Thanks to the latest advancements in ML, video service providers can ensure that when content is delivered in different geographies and quality levels for OTT platforms, captions maintain outstanding quality. Delivering high-quality captions is becoming even more crucial to comply with strict regulations and to target global audiences.
Why captioning is important
The first captions appeared nearly 50 years ago, enabling a text version of speech and other sounds to be displayed on television, DVDs, and online videos. In 1972, “The French Chef” with Julia Child was the first open captioned program to air, setting a new standard for television experiences. Those individuals who were hard of hearing, deaf or non-native language speakers could finally understand what was happening on the screen and enjoy the television experience.
Since then, captions have evolved. Not only have captions become more accurate and precise, but they are now universally available on any television and streaming service, helping video service providers resolve audio issues, adhere to industry regulations and comply with standards, improve viewer accessibility, optimize brand retention, and promote globalization.
Captions have become mandatory from a regulatory and business standpoint; however, adding captions to streaming content can be challenging.
Challenges with offering high-quality captions
Captions are not the same as audio transcriptions. A substantial amount of time and effort goes into creating and verifying the quality of captions.
One of the most significant challenges with captioning is the high turnaround time. Creating a caption can take about eight to 10 times the duration of the actual video itself. This is a tedious task and especially difficult when streaming providers are dealing with a high volume of content. Given that video service providers are handling a massive volume of content, manual captioning has become impractical. Additionally, captioning is expensive, costing an average of $5 to $10 per minute.
Creating and verifying captions is a complex process. The quality of captions can be diminished during transcoding, editing, and screen placement. Captions should always be properly placed to avoid blocking an object of interest in the scene, as improperly placed captions can lead to viewer misunderstanding and confusion.
Many video service providers are abandoning manual captioning in favor of automatic, ML-based solutions due to the aforementioned reasons and lack of trained professionals. Ensuring high-quality captions requires knowledge of the subject matter, the nuances of each language and the region’s captioning rules, along with fast and accurate typing skills.

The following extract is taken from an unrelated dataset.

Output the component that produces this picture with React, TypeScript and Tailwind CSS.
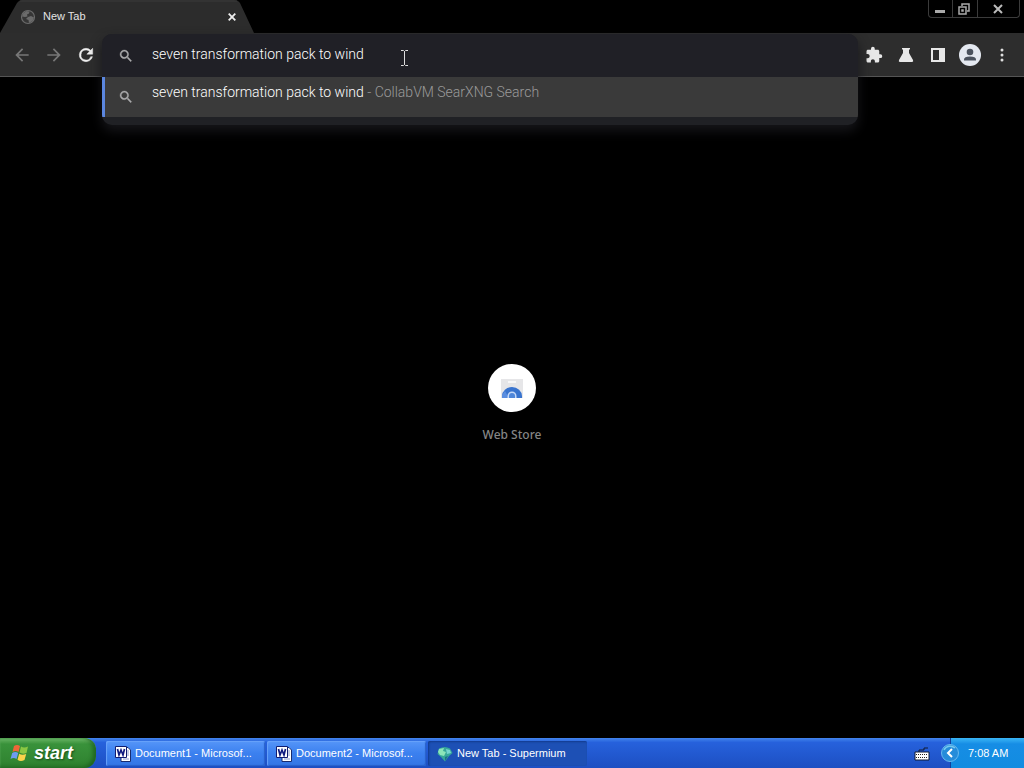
import { useState } from "react";
import type { ReactNode } from "react";

const query = "seven transformation pack to wind";

function SearchIcon() {
  return (
    <svg viewBox="0 0 24 24" className="size-4 shrink-0 fill-[#a9a9ab] stroke-[#a9a9ab]" strokeWidth="0.500" aria-hidden="true">
      <path d="M15.500 14h-.79l-.28-.27A6.470 6.470 0 0 0 16 9.500 6.500 6.500 0 1 0 9.500 16c1.610 0 3.090-.59 4.230-1.570l.27.28v.79l5 4.990L20.490 19zM9.500 14C7.010 14 5 11.990 5 9.500S7.010 5 9.500 5 14 7.010 14 9.500 11.990 14 9.500 14" />
    </svg>
  );
}

function ToolButton({ label, children }: { label: string; children: ReactNode }) {
  return (
    <button type="button" aria-label={label} className="flex size-8 shrink-0 items-center justify-center">
      {children}
    </button>
  );
}

function TabStrip() {
  return (
    <div className="flex h-[33px] items-start justify-between">
      <div className="relative h-full w-[256px]">
        <svg viewBox="0 0 256 33" preserveAspectRatio="none" className="absolute inset-0 size-full" aria-hidden="true">
          <path d="M0 33 17 3Q19 0 22 0H234Q238 0 240 3L254 33Z" fill="#2c2c2c" />
          <path d="M20 1H237" stroke="#3a3a3a" fill="none" />
        </svg>
        <div className="relative flex h-full items-center pr-4 pl-5">
          <svg viewBox="0 0 16 16" className="size-4" aria-hidden="true">
            <circle cx="8" cy="8" r="6.500" fill="#363636" stroke="#6b6b6b" strokeWidth="1.200" />
            <path d="M3 4.500 6.500 2l3 .5-.5 2-2 1 .5 2-2.500.5L2 7.500zM8 8l3-1 3 1.500-1.500 3.500L9 14 8.500 11 6 10z" fill="#6b6b6b" />
          </svg>
          <span className="ml-[7px] grow font-['Liberation_Sans',sans-serif] text-[11px] text-[#e4e4e4]">New Tab</span>
          <button type="button" aria-label="Close tab" className="flex size-4 items-center justify-center">
            <svg viewBox="0 0 8 8" className="size-2" aria-hidden="true">
              <path d="m.7.7 6.600 6.600m0-6.600L.7 7.300" stroke="#eee" strokeWidth="1.800" />
            </svg>
          </button>
        </div>
      </div>
      <div className="mr-1 flex h-[18px] divide-x divide-[#3b3b3b] rounded-b-sm border border-t-0 border-[#3b3b3b]">
        <button type="button" aria-label="Minimize" className="flex w-6 items-center justify-center pr-[2px]">
          <svg viewBox="0 0 12 12" className="size-3" aria-hidden="true">
            <path d="M1 7h10v3H1z" fill="#aaa" />
          </svg>
        </button>
        <button type="button" aria-label="Restore" className="flex w-[25px] items-center justify-center pr-[2px]">
          <svg viewBox="0 0 12 12" className="size-3" fill="none" stroke="#aaa" strokeWidth="1.500" aria-hidden="true">
            <path d="M4 3V1h7v7H9" />
            <path d="M1 4h7v7H1zM4 7h1v1H4z" />
          </svg>
        </button>
        <button type="button" aria-label="Close window" className="flex w-[41px] items-center justify-center pr-[2px]">
          <svg viewBox="0 0 10 10" className="size-[10px]" stroke="#bbb" strokeWidth="2" aria-hidden="true">
            <path d="m1 1 8 8m0-8L1 9" />
          </svg>
        </button>
      </div>
    </div>
  );
}

function Omnibox() {
  const [text, setText] = useState(query);
  return (
    <div className="relative z-10 grow self-stretch">
      <div className="absolute inset-x-0 top-px overflow-hidden rounded-[10px] bg-[#202125] shadow-[0_6px_12px_#16161a]">
        <div className="flex h-[43px] items-center bg-[#202026] pl-4">
          <SearchIcon />
          <input
            type="text"
            aria-label="Address and search bar"
            value={text}
            onChange={(e) => setText(e.target.value)}
            className="ml-[18px] grow bg-transparent pb-[2px] font-['Roboto',sans-serif] text-[14px] font-light text-white outline-none"
          />
        </div>
        <button
          type="button"
          className="flex h-10 w-full items-center border-l-3 border-[#5b86df] bg-[#3a3a3a] pl-[13px] text-left font-['Roboto',sans-serif] text-[14px] font-light"
        >
          <SearchIcon />
          <span className="ml-[18px] pb-[10px] whitespace-pre text-white">
            {query}
            <span className="text-[#9a9a9a]"> - CollabVM SearXNG Search</span>
          </span>
        </button>
        <div className="h-2" />
      </div>
      <svg viewBox="0 0 9 18" className="absolute top-4 left-[298px] h-[18px] w-[9px]" aria-hidden="true">
        <path d="M1 1.500h2.500l1 1 1-1H8M4.500 2v14M1 16.500h2.500l1-1 1 1H8" fill="none" stroke="#ddd" />
      </svg>
    </div>
  );
}

function Toolbar() {
  return (
    <div className="flex h-11 items-center border-b border-[#555] bg-[#2d2d2d] px-[6px]">
      <ToolButton label="Back">
        <svg viewBox="0 0 24 24" className="size-5 fill-[#777]" aria-hidden="true">
          <path d="M20 11H7.830l5.590-5.590L12 4l-8 8 8 8 1.410-1.410L7.830 13H20z" />
        </svg>
      </ToolButton>
      <ToolButton label="Forward">
        <svg viewBox="0 0 24 24" className="size-5 fill-[#777]" aria-hidden="true">
          <path d="m12 4-1.410 1.410L16.170 11H4v2h12.170l-5.580 5.590L12 20l8-8z" />
        </svg>
      </ToolButton>
      <ToolButton label="Reload">
        <svg viewBox="0 0 24 24" className="size-5 fill-[#eee] stroke-[#eee]" strokeWidth="0.600" aria-hidden="true">
          <path d="M17.650 6.350A7.960 7.960 0 0 0 12 4a8 8 0 1 0 7.730 10h-2.080A6 6 0 1 1 12 6c1.660 0 3.140.69 4.220 1.780L13 11h7V4z" />
        </svg>
      </ToolButton>
      <Omnibox />
      <ToolButton label="Extensions">
        <svg viewBox="0 0 24 24" className="size-[18px] fill-[#e8e8e8]" aria-hidden="true">
          <path d="M20.500 11H19V7c0-1.100-.9-2-2-2h-4V3.500a2.500 2.500 0 0 0-5 0V5H4c-1.100 0-1.990.9-1.990 2v3.800H3.500c1.490 0 2.700 1.210 2.700 2.700s-1.210 2.700-2.700 2.700H2V20c0 1.100.9 2 2 2h3.800v-1.500c0-1.490 1.210-2.700 2.700-2.700s2.700 1.210 2.700 2.700V22H17c1.100 0 2-.9 2-2v-4h1.500a2.500 2.500 0 0 0 0-5" />
        </svg>
      </ToolButton>
      <ToolButton label="Labs">
        <svg viewBox="0 0 16 16" className="size-4 fill-[#e8e8e8]" aria-hidden="true">
          <path d="M4 1h8v1.500h-1V6l4 7q.8 2-1 2H2q-1.800 0-1-2l4-7V2.500H4z" />
        </svg>
      </ToolButton>
      <ToolButton label="Side panel">
        <svg viewBox="0 0 16 16" className="size-4" aria-hidden="true">
          <path d="M1 1h14v14H1zM3 3v10h6V3z" fill="#e8e8e8" fillRule="evenodd" />
        </svg>
      </ToolButton>
      <ToolButton label="Profile">
        <svg viewBox="0 0 22 22" className="size-[22px]" aria-hidden="true">
          <circle cx="11" cy="11" r="11" fill="#e4e8f0" />
          <circle cx="11" cy="8" r="3.300" fill="#4b525e" />
          <path d="M5 16.500v-1Q5 12.500 11 12.500t6 3v1z" fill="#4b525e" />
        </svg>
      </ToolButton>
      <ToolButton label="Menu">
        <svg viewBox="0 0 4 14" className="h-[14px] w-1 fill-[#e0e0e0]" aria-hidden="true">
          <circle cx="2" cy="2" r="1.500" />
          <circle cx="2" cy="7" r="1.500" />
          <circle cx="2" cy="12" r="1.500" />
        </svg>
      </ToolButton>
    </div>
  );
}

function WordIcon() {
  return (
    <svg viewBox="0 0 16 16" className="size-4 shrink-0" aria-hidden="true">
      <path d="M6 1.500h7l2.500 2.500v11.500H6z" fill="#fff" stroke="#182c70" />
      <path d="M12 5h2M12 7h2M12 9h2M8 13h6" stroke="#8c9ccc" />
      <path d="M.5.5h11v11H.5z" fill="#fff" stroke="#101c70" />
      <path d="m2.500 3 1.500 6 2-5 2 5 1.500-6" fill="none" stroke="#101c80" strokeWidth="1.700" />
    </svg>
  );
}

function SupermiumIcon() {
  return (
    <svg viewBox="0 0 16 16" className="size-4 shrink-0" aria-hidden="true">
      <path d="M2 2.500Q8-.5 13 2.500L15.500 7 12 10 8 15.500 4 11 .5 8z" fill="#36a799" />
      <path d="m2 3 5-1-1 3 3 1-2 4-4-1-2-3z" fill="#8ce5b9" />
      <path d="m9 3 4 1 1 3-4 1z" fill="#76d5d0" />
      <path d="m8 11 3-1-3 5z" fill="#1e6d89" />
    </svg>
  );
}

function TaskButton({ label, active, children }: { label: string; active?: boolean; children: ReactNode }) {
  const tone = active
    ? "bg-[#1d50b5] shadow-[inset_1px_1px_2px_#123a8c]"
    : "bg-linear-to-b from-[#5595f8] via-[#3b80ef] to-[#3476e5] shadow-[inset_1px_1px_1px_#69a2fa,inset_-1px_-1px_1px_#2861c9]";
  return (
    <button
      type="button"
      className={`flex h-[25px] w-[159px] items-center gap-1 rounded-xs pl-[9px] text-[11px] whitespace-nowrap text-white ${tone}`}
    >
      {children}
      <span>{label}</span>
    </button>
  );
}

function Taskbar() {
  return (
    <footer className="flex h-[30px] shrink-0 items-stretch bg-linear-to-b from-[#4384ec] from-0% via-[#2661dc] via-15% to-[#1d4fc2] font-['Liberation_Sans',sans-serif]">
      <button
        type="button"
        className="flex w-24 items-center gap-1 rounded-r-xl bg-linear-to-b from-[#6cb866] from-0% via-[#39923b] via-20% to-[#2e812f] pl-[10px] shadow-[inset_-3px_-1px_4px_#1e641f,inset_0_2px_2px_#67b566]"
      >
        <svg viewBox="0 0 20 20" className="size-5" aria-hidden="true">
          <path d="M4 3q3-2 6 0L8.500 9Q5.500 7 2.500 9z" fill="#ef6638" />
          <path d="M11 3.500q3 2 7 0L16.500 10q-4 1.500-7-.5z" fill="#8bc743" />
          <path d="M2.200 10q3-2 6 0L6.500 16q-3-2-6 0z" fill="#6e9cf0" />
          <path d="M9.200 10.700q3 2 7 .3L14.500 17q-4 2-7-.3z" fill="#fbd34b" />
        </svg>
        <span className="text-[18px] leading-none font-bold text-white italic [text-shadow:1px_1px_2px_#174d18]">start</span>
      </button>
      <nav aria-label="Running programs" className="ml-[10px] flex items-center gap-[2px] pt-px">
        <TaskButton label="Document1 - Microsof...">
          <WordIcon />
        </TaskButton>
        <TaskButton label="Document2 - Microsof...">
          <WordIcon />
        </TaskButton>
        <TaskButton label="New Tab - Supermium" active>
          <SupermiumIcon />
        </TaskButton>
      </nav>
      <div className="grow" />
      <div className="flex items-center pt-px">
        <svg viewBox="0 0 16 14" className="h-[14px] w-4" aria-hidden="true">
          <path d="M5 5V3h5V1h4" fill="none" stroke="#111b33" />
          <path d="M1 5h14v8H1z" fill="#fff" stroke="#111b33" />
          <path d="M2 7.500h12M2 10.500h12" stroke="#222" strokeDasharray="1 1" />
        </svg>
      </div>
      <div className="ml-5 flex w-[74px] items-center border-l border-[#123f9c] bg-linear-to-b from-[#39b5f5] from-0% via-[#168de5] via-20% to-[#128ce0]">
        <button type="button" aria-label="Show hidden icons" className="-ml-[10px] shrink-0">
          <svg viewBox="0 0 18 18" className="size-[18px]" aria-hidden="true">
            <circle cx="9" cy="9" r="8.500" fill="#258cda" stroke="#69b9ee" />
            <path d="M3 6a7 7 0 0 1 11-2" fill="none" stroke="#76c9ef" strokeWidth="1.500" />
            <path d="M11 5 7 9l4 4" fill="none" stroke="#fff" strokeWidth="2" />
          </svg>
        </button>
        <time className="ml-[9px] text-[11px] whitespace-nowrap text-white">7:08 AM</time>
      </div>
    </footer>
  );
}

export default function App() {
  return (
    <div className="flex min-h-screen flex-col bg-black font-['Noto_Sans',sans-serif]">
      <header>
        <TabStrip />
        <Toolbar />
      </header>
      <main className="flex grow flex-col items-center justify-center pb-[6px]">
        <a href="#web-store" className="flex flex-col items-center gap-[13px]">
          <span className="flex size-12 items-center justify-center rounded-full bg-white">
            <svg viewBox="0 0 24 24" className="size-6" aria-hidden="true">
              <path d="M1 3h22v19H1z" fill="#e6e6e8" />
              <path d="M8 5h8v2H8z" fill="#f8f8f8" />
              <path d="M2 22v-2a10 9 0 0 1 20 0v2z" fill="#3974ce" />
              <path d="M2 22v-3l3-4 4 7z" fill="#5a8ee0" />
              <path d="M7.500 22v-2a4.500 4.500 0 0 1 9 0v2z" fill="#c5d9f8" />
              <path d="M9 22v-2a3 3 0 0 1 6 0v2z" fill="#4f87da" />
            </svg>
          </span>
          <span className="text-[12px] leading-5 font-medium text-[#858585]">Web Store</span>
        </a>
      </main>
      <Taskbar />
    </div>
  );
}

How to speed up captions creation and verification
ML-based systems expediate the creation of captions at a global scale. With a high-performance, ML-based captioning solution video service providers can easily generate caption predictions for review, reducing turnaround time, manual efforts, and costs.
ML-based caption generation is a four-step process that includes transcription, intelligent segmentation taking care of all captioning rules, placement, and review. Transcription is a very complex step that involves voice detection and audio-to-text conversion. As additional vocabulary words are added to the speech recognition dictionary during the review process, the accuracy of predictions improve.
The intelligent segmentation phase relies on natural language processing to ensure that the transcript is divided into semantically coherent units and each unit can be displayed properly on the video frame. Each caption text should not contain more than two or three lines to avoid covering too much of video. Each line should not contain more than 42 characters or it will run out of space. Segmentation needs to take into account natural pauses, clause boundaries, compound words, and more, to ensure that the meaning of a sentence is not lost. Scene change detection can be employed at this step to ensure that captions do not run over the scene change boundaries.
Captions are generally placed at the bottom of the screen. However, sometimes there is already an object of interest at the bottom of the screen, for example, a sports scoreboard. An ML-based caption generation system will be able to naturally detect objects on the screen and place captions in the most advantageous spot.
Once all predictions along with confidence score is in place, it needs a final review. Having an intelligent player simplifies the review process, giving streaming providers useful insights such as areas with low confidence score, spelling mistakes or captioning violations. A player with instant access to video frames or audio waveforms corresponding to any caption text speeds up the editing and review. Once review is done, the player should also be able to export the caption text and time along with all the formatting and placement attributes to a sidecar format ready to be consumed.
Once audio is captioned, machine translations can be employed to generate subtitles in any given language. A good subtitling tool needs to understand the nuances and segmentation rules of the target language as well rather than only translating the text.
Since the advent of video streaming services, content has become globalized, and foreign-language content can only be consumed with the help of captions and subtitles. As broadcasters and service providers extend the reach of their content to global audiences and look to capture additional views, having an ML-based, automatic captions solution is essential.
Utilizing ML technologies, broadcasters and video streaming providers can create quality captions at scale with consistency and 24/7 availability, without heavily investing in manual labor. ML-based captioning solutions reduce human error and allow time for more creativity, freeing up individuals from transcription, timestamping and complex segmentation. This enables video service providers to focus their efforts on more difficult audio segments and adding audio descriptions. With an ML-based captioning solution, video service providers have peace of mind knowing that captions are exceptional production quality.